PRIMARY schools can do more to help children feel more at ease when they start school, according to a pilot study.
The six-month study shows that Primary 1 pupils need a friendlier learning environment with some freedom to play, said the study's leader, Professor Marjory Ebbeck, director of the Seed Institute's Centre of Research and Best Practices.
Seed Institute, a unit of the National Trades Union Congress, runs diploma and degree courses on early childhood education.
These young ones also feel "constrained" as they quickly learn that lessons do not typically include fun and games, and they are required to sit still at desks.
Starting school is a major transition for these six- and seven- year-olds and Prof Ebbeck gave some suggestions on how to help children have a swift and happier adjustment.
Have more bridging and "exchange" programmes for pre- schoolers to visit primary schools, she suggested in an interview with The Straits Times.
Also, increase communication between teachers, parents and pre-schools. For instance, parents can share with teachers about what goes on at home, and pre-schools can share with primary school teachers information on the children's background.
The preliminary study done last year has been published in the international Early Childhood Education Journal. It has since been expanded to include more children.

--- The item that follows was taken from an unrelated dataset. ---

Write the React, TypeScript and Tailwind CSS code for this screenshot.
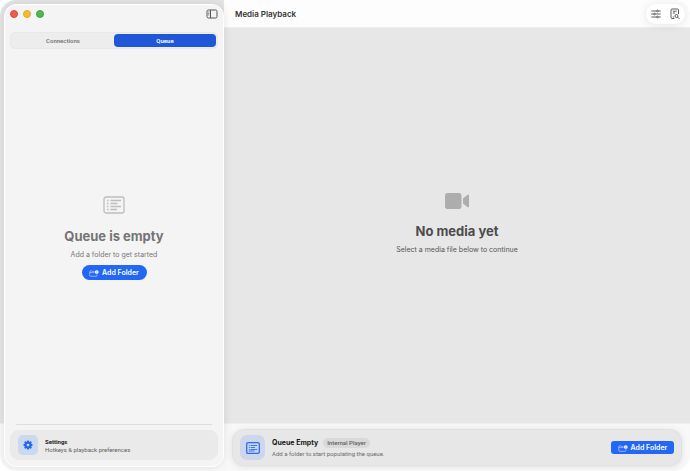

The initial findings are based on interviews with 15 Primary 1 pupils - seven girls and eight boys - from six schools. They were separately interviewed from May to November last year, about two to six weeks after school had started.
They were asked about their favourite time in school, whether they liked their teachers and how primary school was different from attending childcare centres and kindergartens.
Their replies showed that they wanted an environment that allowed for both work and play. "But in primary school, the formality of school begins from the first day," said Prof Ebbeck.
The children also said there were new procedures to follow. These included raising hands to ask questions and getting permission to visit the toilet and having to sit still at desks and listen quietly to teachers.
Physical education lessons, outdoor time and recess were their favourite parts of the day, because they could play games with friends and run around.
They also said their teachers were "friendly but fierce" and would scold them for bad behaviour. Some expressed a desire for more games in class, being able to sit with their friends and more outdoor excursions.
"We need to make it a happy experience for them because they learn better when they settle in quickly," said Prof Ebbeck.
Research shows a "positive transition" can help children develop confidence and social skills, she said.
Parents interviewed had mixed views. Clinic assistant Amy Ng, 36, whose daughter, Josie, seven, is in Sembawang Primary, said: "Besides having more homework, she's afraid to make mistakes because she says teachers will scold her and raise their voices."
She added: "The school had a buddy system, but it lasted only a few days, so we packed food for her for two months as she didn't know how to buy food on her own."
But housewife Janet Yong, 40, said her son Lucas, seven, had no problems adjusting. "He was quite well-prepared as his pre- school (Phyllis' Riccia School) took his class last year to a primary school nearby for a tour."
Lucas now attends Admiralty Primary, where parents were also briefed before school started on what to expect, she added.